There’s nothing but glass in my crystal ball.
And if you’d have asked, I’d have told you I’d passed
On my last chance to fall in love
I’m on this road for the first time
And there’s no prints on the path I’ve been shown
I don’t know where I’m going
But thanks to you I won’t get there alone
‘Cause I know that this much is true:
I want to come home to a bed that’s been unmade by you
And I don’t have a plan, but I’m not scared.
Let’s work backwards from there.
No-one knows what’ll happen tomorrow
There’s no way to tell by looking at the stars.
But I fell for you. I’m still falling.
And I’m happy to land wherever you are.
Maybe someday you’ll say you’re going away;
Maybe I’ll be the one through the door.
But until that time it’s just your heart and mine,
And I don’t think we need any more.
‘Cause I know that this much is true:
I want to come home to a bed that’s been unmade by you
And I don’t have a plan, but I’m not scared.

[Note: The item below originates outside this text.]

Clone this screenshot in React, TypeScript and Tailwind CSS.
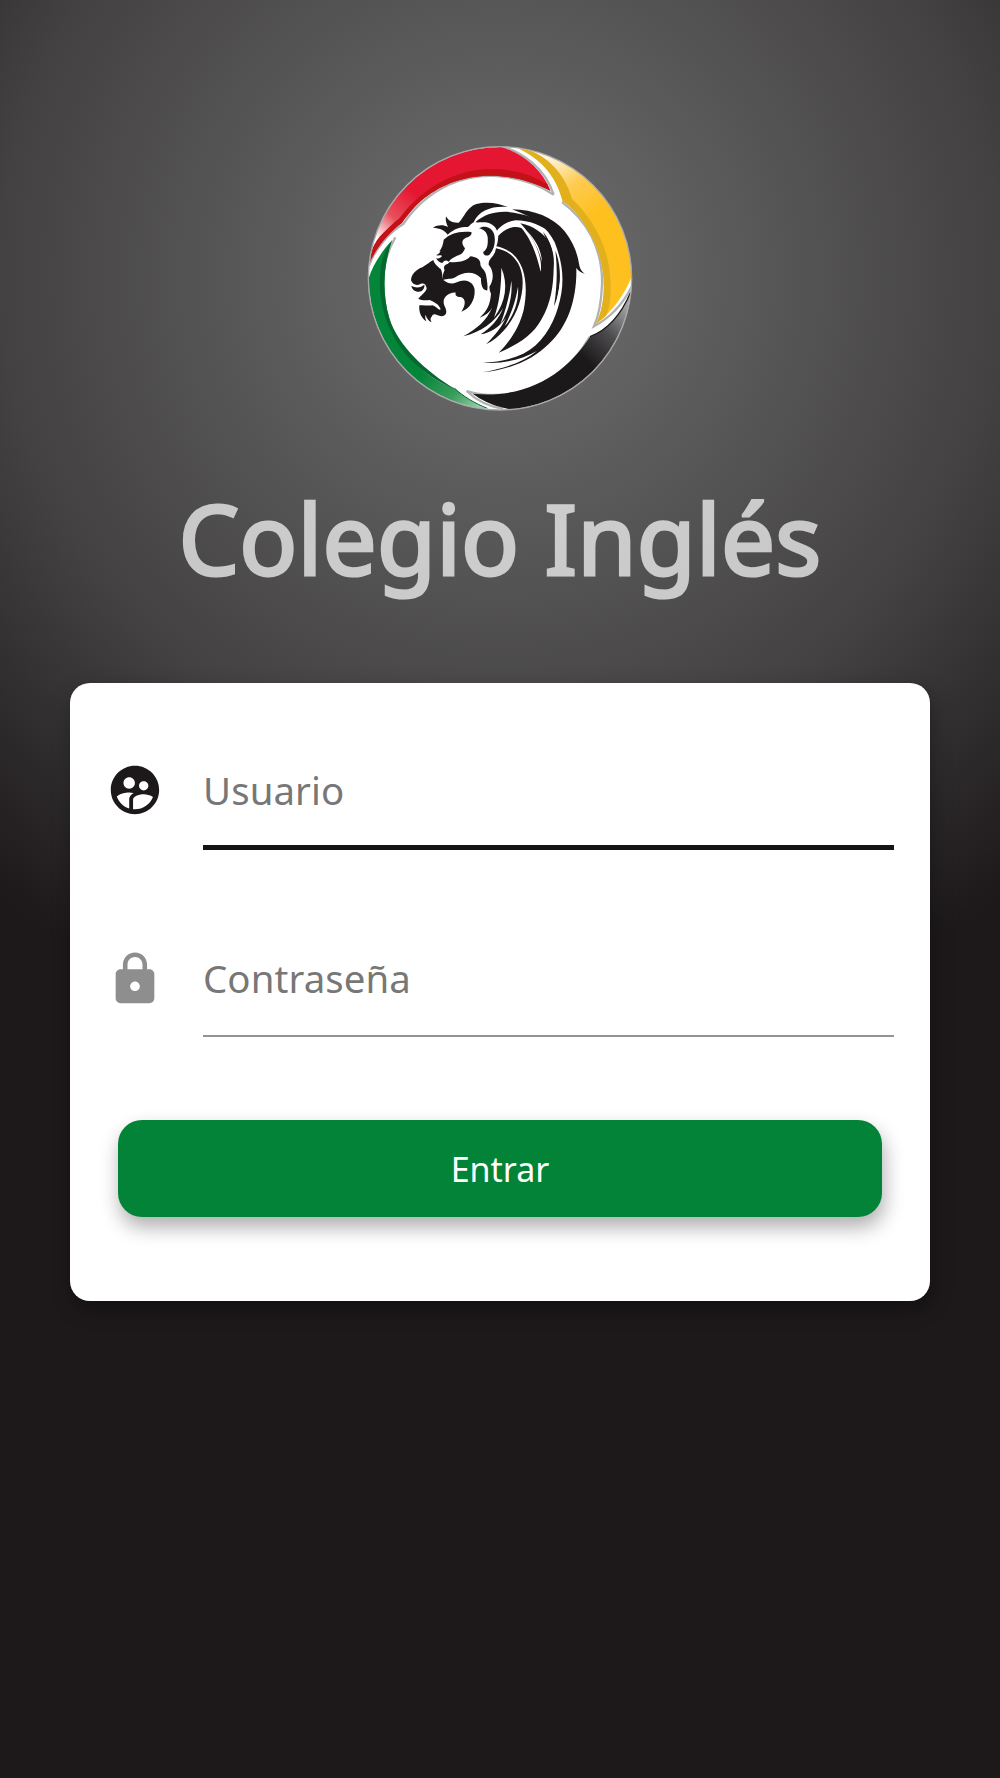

Let’s work backwards from there.
‘Cause if we know where we are, and we know where we want to be,
We’ll get there, my love, just as long as you stay with me.
There’s a part of my heart that I want you to share.
Let’s work backwards from there.
This is the way I think it’s supposed to work. Just like you slowly realize how much sense it makes to live together because you practically already are, you’ll slowly require less and less personal space. Likewise, you both will slowly realize how dependent you’ve both become on each other (it can be so much easier to have a full time partner in your life) and the uncomfortable feelings of the unknown will fade.
This is exactly how it happened with my wife and I (together 20 years now), and I would say with the majority of our friends. You’re doing it right. It’s a very exciting time! I envy you a little. Congratulations.